This is where I think you're allowing yourself an easy out.
Yes, sure, this is broadly true. It's true of me. I'm instinctively drawn to an underdog. But not to the extent that I'll blindly accept a narrative or ignore the broader implications of that underdog's actions. You've read my work on race, on misogyny, on trans issues, all underdog issues. Do I strike you as someone who unthinkingly accepts the cause of the underdog?
My thinking has changed. You can go back and read some of my articles from October onwards and see the shifts in my thinking. It's interesting, for the first time in my writing, there are things in those articles that I wouldn't quite stand behind today. Because, as always, I spent a great deal of time talking to people and reading and trying to get to the truth.
So no, I don't find it especially hard to change my thinking. I engage with people so much precisely because I'm interested in changing my thinking. And I suspect my views on this will continue to evolve. But certain facts aren't up for debate. Israel is in violation of international law and has been for some time. This is as trivially true as saying that Hamas' attack was in violation of international law, even though some argue, incorrectly, that it falls under the right to resist.
And certain canards, like the unreliability of Hamas' numbers and the claim that Palestine will never accept a two-state solution and the quibbling about the word "genocide" take so little effort to debunk, and, indeed, have been debunked so many times, that I struggle to believe that an intelligent person (which I consider you to be) can be repeating them in good faith after nearly six months unless they are very far from objective.
One of my first doubts, for example, was how trustworthy Hamas' numbers were. Of course. That's an obvious question mark. In the first month or so, I was very hesitant to use them. But then I looked at previous conflicts and saw the they were accurate, I noticed that Biden and the UN awere using them and believed they were accurate. I asked myself why Israel never actually refuted them, but just said "Hamas figures" with a bit of stank in their voice, so by the time I learned that Israeli intelligence forces were using the numbers internally, I wasn't even surprised.

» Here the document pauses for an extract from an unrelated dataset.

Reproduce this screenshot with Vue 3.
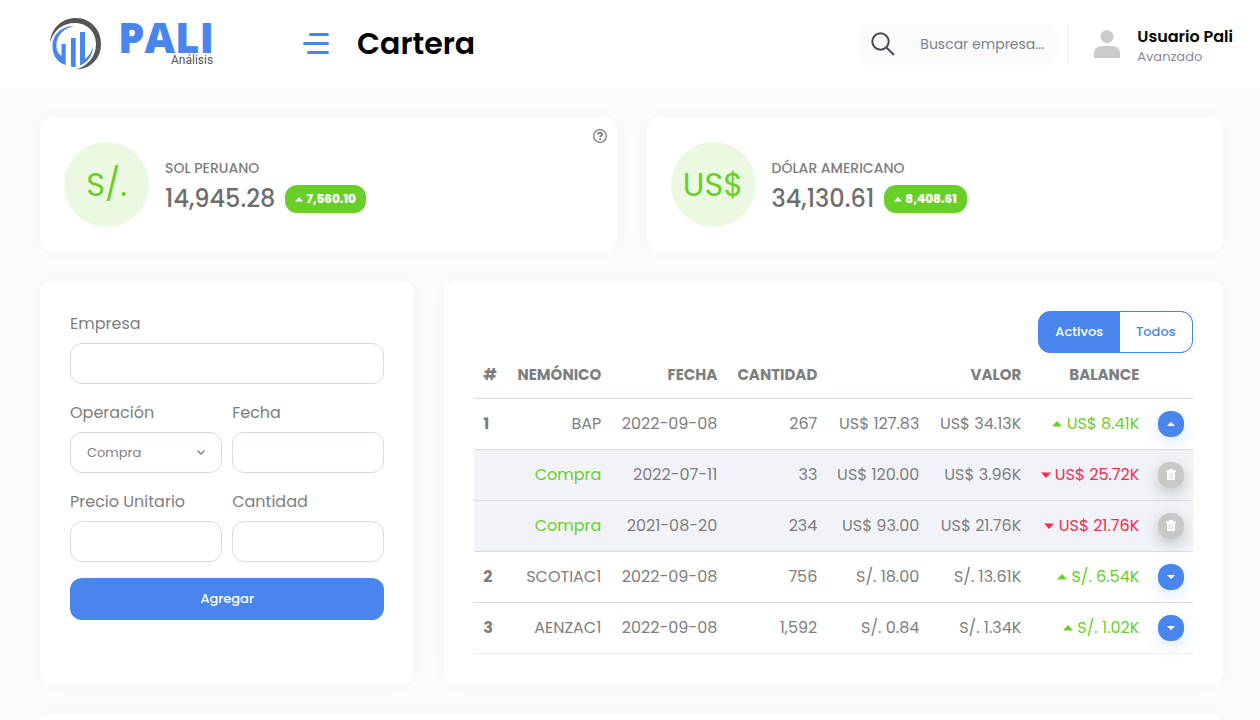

Finally, yes, you're right. the war of public opinion is a key part of any conflict in 2024. But it's interesting that you seem to be arguing that Hamas has used this weapon skilfully instead of that Israel has shot itself in the face with it.
On October 7th, Hamas committed one of the most barbaric attacks conceivable. They turned every single sane person on earth against them. And drew massive sympathy to Israel. Sympathy that a lot of people, myself included, already held. Then, they basically disappeared. Hamas have made very few public statements since then. This is hardly a PR masterstroke.
But Israel have proceeded to blithely kill tens of thousands of civilians, including ~14,000 children, destroy thousands of homes, shoot unarmed, surrendering civilians, including their own hostages, their soldiers post videos of themselves mocking Palestinian civilian suffering on social media and high-firing each other for shooting old men who posed no threat, they've killed over 400 people in the unrelated West Bank, including over 100 children, they've ramped up settler activity there too, they've killed over 100 journalists and over 200 aid workers, and they've done all of this without a shred of remorse or restraint despite increasingly desperate calls from the international community.
If you think I'm an antisemite or that every media organisation reporting on this conflict hates Israel, fine. But when Joseph Robinette Biden Jr. is calling Israeli bombing "indiscriminate" and saying that Israel is killing too many civilians and is building a port on the coast of Gaza because Israel is preventing aid from getting to the starving people in Gaza, how do you explain that?
Israel is losing the war of public opinion, a war that it was absolutely wining on October 8th, entirely because of its own actions. Nobody expects a war to be fought without casualties. But what's happening in Gaza is monstrous.
So you're right, I am frustrated. But not because you don't agree with me. I hope, over the years, I've proven myself to be more emotionally mature than that. People disagree with me all the time. I'm just so sick of people who I know to be smart, forcefully espousing views that they obviously haven't thought about. So my apologies if I came off harsh with you personally. I've spent days dealing with varying degrees of this lack of thought, and my patience isn't where it otherwise would be.